Der Eigentümer sei “nach eigenen Aussagen derzeit gern bereit, das Gebäude zu verkaufen, eine Vermietung hingegen wird begrüßt (Gespräch mit dem Eigentümer am 26.11.2012). Zur Zeit ist das dritte und vierte Obergeschoss an ein Fitnesstudio vermietet.” So die Einstiegssätze zur nichtstädtischen Immobilie.

Angesichts der Alternativen hätte man den Vorschlag wohl schon hier in die “Ablage P” bringen können, aber das Gebäude sei aufgrund der Art der Räume und den damit gegebenen Möglichkeiten, welche den derzeitigen Besitzer inklusive Fassade zirka 4 Millionen gekostet habe, “hervorragend als Museumsgebäude geeignet.”

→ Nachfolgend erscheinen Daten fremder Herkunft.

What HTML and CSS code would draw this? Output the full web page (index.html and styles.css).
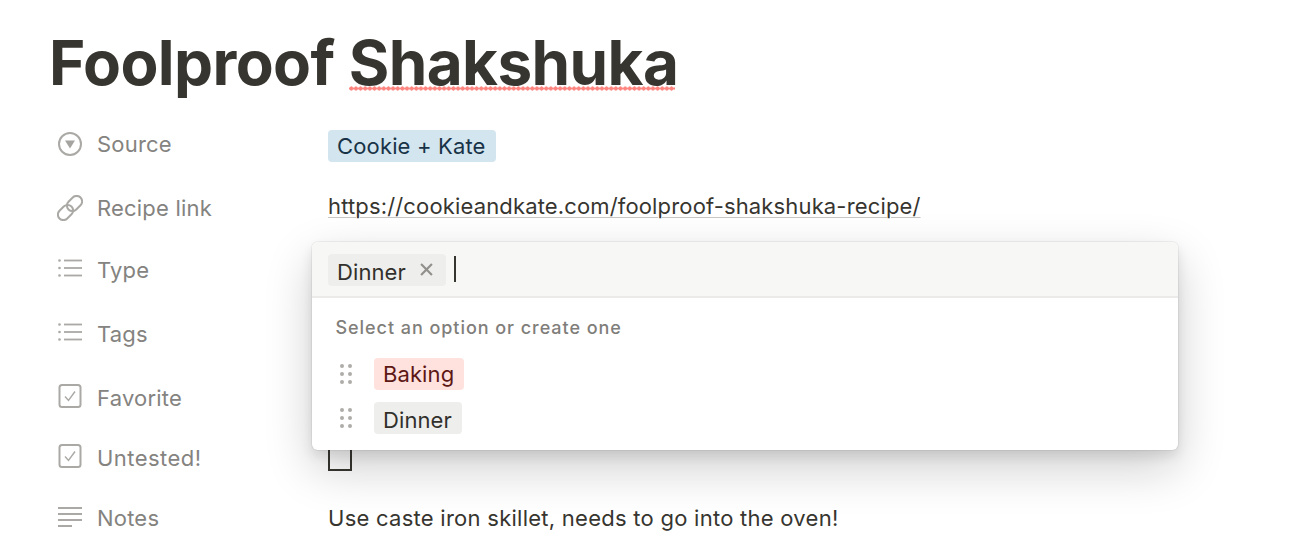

Das war es dann aber auch schon wieder mit den Vorteilen. Runde 8,5 Millionen “Grunderwerb”, also Kauf des Hauses mit einer Nutzfläche von 5.860 Quadratmeter lassen die Kosten der Herrichtung für ein Naturkundemuseum mit gesamt 21,566 Millionen in die Oberliga der Varianten rauschen. Da hilft wohl auch die “gute Sichtigkeit” des Standortes nahe zum Zentrum und Hauptbahnhof nichts mehr. Und auch eine Anmietung, welche natürlich die Kosten des Erwerbs erübrigen würden, scheint unrealistisch. Während beim Eigenbetrieb des Museums am Tröndlingring 3 die jährlichen Zuschuss-Kosten mit 1,135 Millionen zumindest noch im oberen Bereich der anderen Varianten läge, entstünden so laufende Steuertransfers zum Besitzer in Höhe von 2,045 Millionen.

In der weiteren Diskussion werden wohl beide Vorschläge in den Genuss einer kurzen Diskussion der Korrektheit halber und einer anschließenden Überantwortung an den Reißwolf kommen.